AIM OF THE TASK: Copy every entry word for word. Skip the pictures.

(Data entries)
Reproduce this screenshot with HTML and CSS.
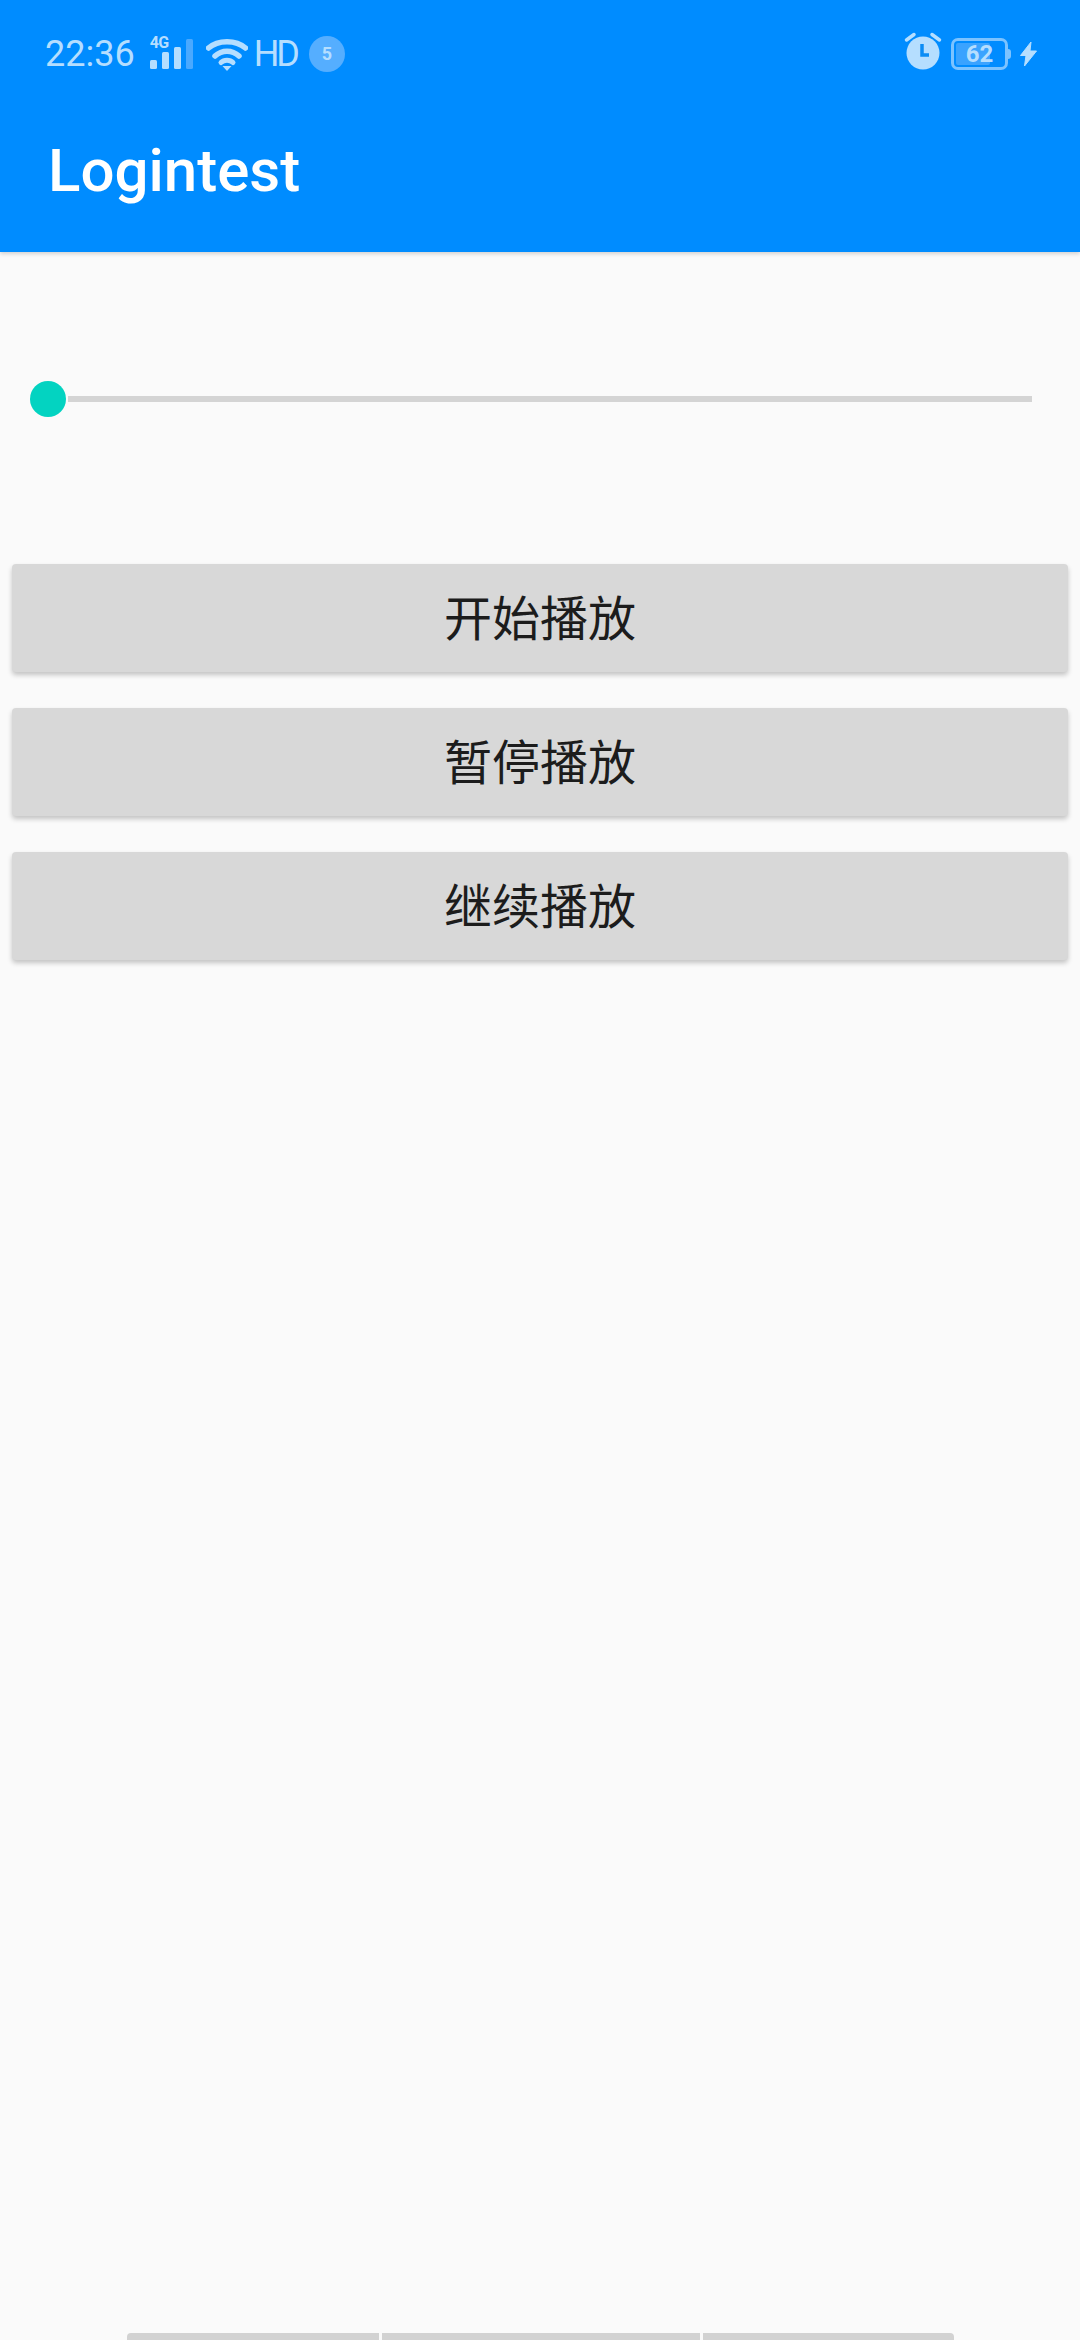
FILE: index.html
```html
<!DOCTYPE html>
<html lang="zh">
<head>
<meta charset="utf-8">
<title>Logintest</title>
<link rel="stylesheet" href="styles.css">
</head>
<body>
<div class="page">
  <header class="appbar">
    <div class="status">
      <div class="status-left">
        <span class="time">22:36</span>
        <div class="signal">
          <span class="net">4G</span>
          <svg class="bars" width="44" height="31" viewBox="0 0 44 31"><rect x="0" y="21" width="7" height="9" rx="1.5" fill="#b5deff"/><rect x="12" y="13" width="7" height="17" rx="1.5" fill="#b5deff"/><rect x="24" y="8" width="7" height="22" rx="1.5" fill="#b5deff"/><rect x="36" y="0" width="7" height="30" rx="1.5" fill="#4aa9ff"/></svg>
        </div>
        <svg class="wifi" width="42" height="33" viewBox="0 0 42 33"><path d="M2.500 10 C12 1.500 30 1.500 39.500 10" fill="none" stroke="#b5deff" stroke-width="5.500" stroke-linecap="round"/><path d="M9 18 C16 11.500 26 11.500 33 18" fill="none" stroke="#b5deff" stroke-width="5.500" stroke-linecap="round"/><path d="M15 24.500 C18 21.500 24 21.500 27 24.500" fill="none" stroke="#b5deff" stroke-width="5" stroke-linecap="round"/><path d="M16.500 28 H25.500 L21 33 Z" fill="#b5deff"/></svg>
        <span class="hd">HD</span>
        <span class="badge">5</span>
      </div>
      <div class="status-right">
        <svg class="alarm" width="38" height="38" viewBox="0 0 38 38"><circle cx="19" cy="21" r="16.5" fill="#b5deff"/><path d="M18 12 V23 H25" fill="none" stroke="#0a8cf5" stroke-width="3.500"/><path d="M2.500 8 L10 2.500 M35.500 8 L28 2.500" stroke="#b5deff" stroke-width="3.500" stroke-linecap="round"/></svg>
        <div class="battery">
          <div class="battery-body">
            <div class="battery-fill"></div>
            <span class="battery-text">62</span>
          </div>
          <div class="battery-tip"></div>
        </div>
        <svg class="bolt" width="17" height="24" viewBox="0 0 17 24"><path d="M11 0 L0.500 13.500 H6 L4.500 24 L16.500 9 H10 Z" fill="#b5deff" stroke="#b5deff" stroke-width="1" stroke-linejoin="round"/></svg>
      </div>
    </div>
    <div class="toolbar">
      <h1 class="title">Logintest</h1>
    </div>
  </header>
  <main class="content">
    <div class="slider">
      <div class="thumb"></div>
      <div class="track"></div>
    </div>
    <div class="actions">
      <button class="action">开始播放</button>
      <button class="action">暂停播放</button>
      <button class="action">继续播放</button>
    </div>
  </main>
  <div class="nav-strip">
    <div class="nav-seg seg-a"></div>
    <div class="nav-seg seg-b"></div>
    <div class="nav-seg seg-c"></div>
  </div>
</div>
</body>
</html>
```

FILE: styles.css
```css
* { box-sizing: border-box; }
html, body { margin: 0; padding: 0; }
body {
  background: #fafafa;
  font-family: Roboto, "Noto Sans CJK SC", sans-serif;
}
.page {
  width: 1080px;
  height: 2340px;
  display: flex;
  flex-direction: column;
  overflow: hidden;
}
.appbar {
  height: 252px;
  background: #008cff;
  color: #fff;
  box-shadow: 0 2px 4px rgba(0,0,0,.16);
}
.status {
  height: 108px;
  display: flex;
  justify-content: space-between;
  align-items: center;
  padding: 0 43px 0 45px;
  color: #b5deff;
}
.status-left, .status-right { display: flex; align-items: center; }
.time { font-size: 36px; line-height: 40px; }
.signal { position: relative; margin-left: 15px; width: 44px; height: 31px; }
.net {
  position: absolute;
  left: 0;
  top: -4px;
  font-size: 16px;
  line-height: 16px;
  font-weight: 700;
  letter-spacing: -.5px;
}
.bars { display: block; }
.wifi { margin-left: 12px; }
.hd { margin-left: 6px; font-size: 36px; line-height: 40px; letter-spacing: -3px; }
.badge {
  margin-left: 12px;
  width: 36px;
  height: 36px;
  border-radius: 50%;
  background: #55aeff;
  font-size: 18px;
  font-weight: 700;
  line-height: 36px;
  text-align: center;
}
.alarm { margin-top: -6px; }
.battery { display: flex; align-items: center; margin-left: 9px; }
.battery-body {
  position: relative;
  width: 57px;
  height: 32px;
  border: 3px solid #7cc3ff;
  border-radius: 7px;
  overflow: hidden;
}
.battery-fill {
  position: absolute;
  left: 2px;
  top: 2px;
  bottom: 2px;
  width: 34px;
  background: #3aa3ff;
  border-radius: 2px;
}
.battery-text {
  position: relative;
  display: block;
  font-size: 24px;
  font-weight: 700;
  line-height: 26px;
  text-align: center;
}
.battery-tip { width: 3px; height: 10px; background: #7cc3ff; border-radius: 0 3px 3px 0; }
.bolt { margin-left: 9px; }
.toolbar { height: 144px; display: flex; align-items: center; padding: 0 0 18px 48px; }
.title { margin: 0; font-size: 60px; font-weight: 500; line-height: 72px; }
.content { flex: 1; }
.slider {
  margin-top: 129px;
  padding: 0 48px 0 30px;
  display: flex;
  align-items: center;
  gap: 2px;
}
.thumb { width: 36px; height: 36px; border-radius: 50%; background: #03d3c1; flex: none; }
.track { flex: 1; height: 6px; background: #d4d4d4; }
.actions {
  margin-top: 147px;
  padding: 0 12px;
  display: flex;
  flex-direction: column;
  gap: 36px;
}
.action {
  height: 108px;
  border: 0;
  border-radius: 4px;
  background: #d8d8d8;
  color: #1c1c1c;
  font-family: "Noto Sans CJK SC", sans-serif;
  font-size: 48px;
  font-weight: 400;
  padding: 0 0 7px;
  box-shadow: 0 3px 5px rgba(0,0,0,.22);
}
.nav-strip {
  height: 7px;
  display: flex;
  justify-content: center;
  gap: 3px;
}
.nav-seg { background: #d2d2d2; height: 7px; }
.seg-a { width: 252px; border-radius: 4px 0 0 0; }
.seg-b { width: 318px; }
.seg-c { width: 251px; border-radius: 0 4px 0 0; }
```
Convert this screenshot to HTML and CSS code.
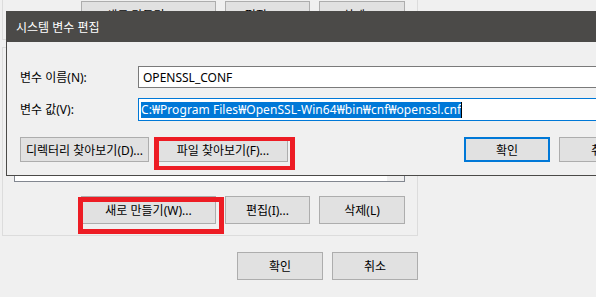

TASK RESULT:
Reproduce this screenshot with HTML and CSS.
FILE: index.html
```html
<!DOCTYPE html>
<html lang="zh">
<head>
<meta charset="utf-8">
<title>Logintest</title>
<link rel="stylesheet" href="styles.css">
</head>
<body>
<div class="page">
  <header class="appbar">
    <div class="status">
      <div class="status-left">
        <span class="time">22:36</span>
        <div class="signal">
          <span class="net">4G</span>
          <svg class="bars" width="44" height="31" viewBox="0 0 44 31"><rect x="0" y="21" width="7" height="9" rx="1.5" fill="#b5deff"/><rect x="12" y="13" width="7" height="17" rx="1.5" fill="#b5deff"/><rect x="24" y="8" width="7" height="22" rx="1.5" fill="#b5deff"/><rect x="36" y="0" width="7" height="30" rx="1.5" fill="#4aa9ff"/></svg>
        </div>
        <svg class="wifi" width="42" height="33" viewBox="0 0 42 33"><path d="M2.500 10 C12 1.500 30 1.500 39.500 10" fill="none" stroke="#b5deff" stroke-width="5.500" stroke-linecap="round"/><path d="M9 18 C16 11.500 26 11.500 33 18" fill="none" stroke="#b5deff" stroke-width="5.500" stroke-linecap="round"/><path d="M15 24.500 C18 21.500 24 21.500 27 24.500" fill="none" stroke="#b5deff" stroke-width="5" stroke-linecap="round"/><path d="M16.500 28 H25.500 L21 33 Z" fill="#b5deff"/></svg>
        <span class="hd">HD</span>
        <span class="badge">5</span>
      </div>
      <div class="status-right">
        <svg class="alarm" width="38" height="38" viewBox="0 0 38 38"><circle cx="19" cy="21" r="16.5" fill="#b5deff"/><path d="M18 12 V23 H25" fill="none" stroke="#0a8cf5" stroke-width="3.500"/><path d="M2.500 8 L10 2.500 M35.500 8 L28 2.500" stroke="#b5deff" stroke-width="3.500" stroke-linecap="round"/></svg>
        <div class="battery">
          <div class="battery-body">
            <div class="battery-fill"></div>
            <span class="battery-text">62</span>
          </div>
          <div class="battery-tip"></div>
        </div>
        <svg class="bolt" width="17" height="24" viewBox="0 0 17 24"><path d="M11 0 L0.500 13.500 H6 L4.500 24 L16.500 9 H10 Z" fill="#b5deff" stroke="#b5deff" stroke-width="1" stroke-linejoin="round"/></svg>
      </div>
    </div>
    <div class="toolbar">
      <h1 class="title">Logintest</h1>
    </div>
  </header>
  <main class="content">
    <div class="slider">
      <div class="thumb"></div>
      <div class="track"></div>
    </div>
    <div class="actions">
      <button class="action">开始播放</button>
      <button class="action">暂停播放</button>
      <button class="action">继续播放</button>
    </div>
  </main>
  <div class="nav-strip">
    <div class="nav-seg seg-a"></div>
    <div class="nav-seg seg-b"></div>
    <div class="nav-seg seg-c"></div>
  </div>
</div>
</body>
</html>
```

FILE: styles.css
```css
* { box-sizing: border-box; }
html, body { margin: 0; padding: 0; }
body {
  background: #fafafa;
  font-family: Roboto, "Noto Sans CJK SC", sans-serif;
}
.page {
  width: 1080px;
  height: 2340px;
  display: flex;
  flex-direction: column;
  overflow: hidden;
}
.appbar {
  height: 252px;
  background: #008cff;
  color: #fff;
  box-shadow: 0 2px 4px rgba(0,0,0,.16);
}
.status {
  height: 108px;
  display: flex;
  justify-content: space-between;
  align-items: center;
  padding: 0 43px 0 45px;
  color: #b5deff;
}
.status-left, .status-right { display: flex; align-items: center; }
.time { font-size: 36px; line-height: 40px; }
.signal { position: relative; margin-left: 15px; width: 44px; height: 31px; }
.net {
  position: absolute;
  left: 0;
  top: -4px;
  font-size: 16px;
  line-height: 16px;
  font-weight: 700;
  letter-spacing: -.5px;
}
.bars { display: block; }
.wifi { margin-left: 12px; }
.hd { margin-left: 6px; font-size: 36px; line-height: 40px; letter-spacing: -3px; }
.badge {
  margin-left: 12px;
  width: 36px;
  height: 36px;
  border-radius: 50%;
  background: #55aeff;
  font-size: 18px;
  font-weight: 700;
  line-height: 36px;
  text-align: center;
}
.alarm { margin-top: -6px; }
.battery { display: flex; align-items: center; margin-left: 9px; }
.battery-body {
  position: relative;
  width: 57px;
  height: 32px;
  border: 3px solid #7cc3ff;
  border-radius: 7px;
  overflow: hidden;
}
.battery-fill {
  position: absolute;
  left: 2px;
  top: 2px;
  bottom: 2px;
  width: 34px;
  background: #3aa3ff;
  border-radius: 2px;
}
.battery-text {
  position: relative;
  display: block;
  font-size: 24px;
  font-weight: 700;
  line-height: 26px;
  text-align: center;
}
.battery-tip { width: 3px; height: 10px; background: #7cc3ff; border-radius: 0 3px 3px 0; }
.bolt { margin-left: 9px; }
.toolbar { height: 144px; display: flex; align-items: center; padding: 0 0 18px 48px; }
.title { margin: 0; font-size: 60px; font-weight: 500; line-height: 72px; }
.content { flex: 1; }
.slider {
  margin-top: 129px;
  padding: 0 48px 0 30px;
  display: flex;
  align-items: center;
  gap: 2px;
}
.thumb { width: 36px; height: 36px; border-radius: 50%; background: #03d3c1; flex: none; }
.track { flex: 1; height: 6px; background: #d4d4d4; }
.actions {
  margin-top: 147px;
  padding: 0 12px;
  display: flex;
  flex-direction: column;
  gap: 36px;
}
.action {
  height: 108px;
  border: 0;
  border-radius: 4px;
  background: #d8d8d8;
  color: #1c1c1c;
  font-family: "Noto Sans CJK SC", sans-serif;
  font-size: 48px;
  font-weight: 400;
  padding: 0 0 7px;
  box-shadow: 0 3px 5px rgba(0,0,0,.22);
}
.nav-strip {
  height: 7px;
  display: flex;
  justify-content: center;
  gap: 3px;
}
.nav-seg { background: #d2d2d2; height: 7px; }
.seg-a { width: 252px; border-radius: 4px 0 0 0; }
.seg-b { width: 318px; }
.seg-c { width: 251px; border-radius: 0 4px 0 0; }
```
Convert this screenshot to HTML and CSS code.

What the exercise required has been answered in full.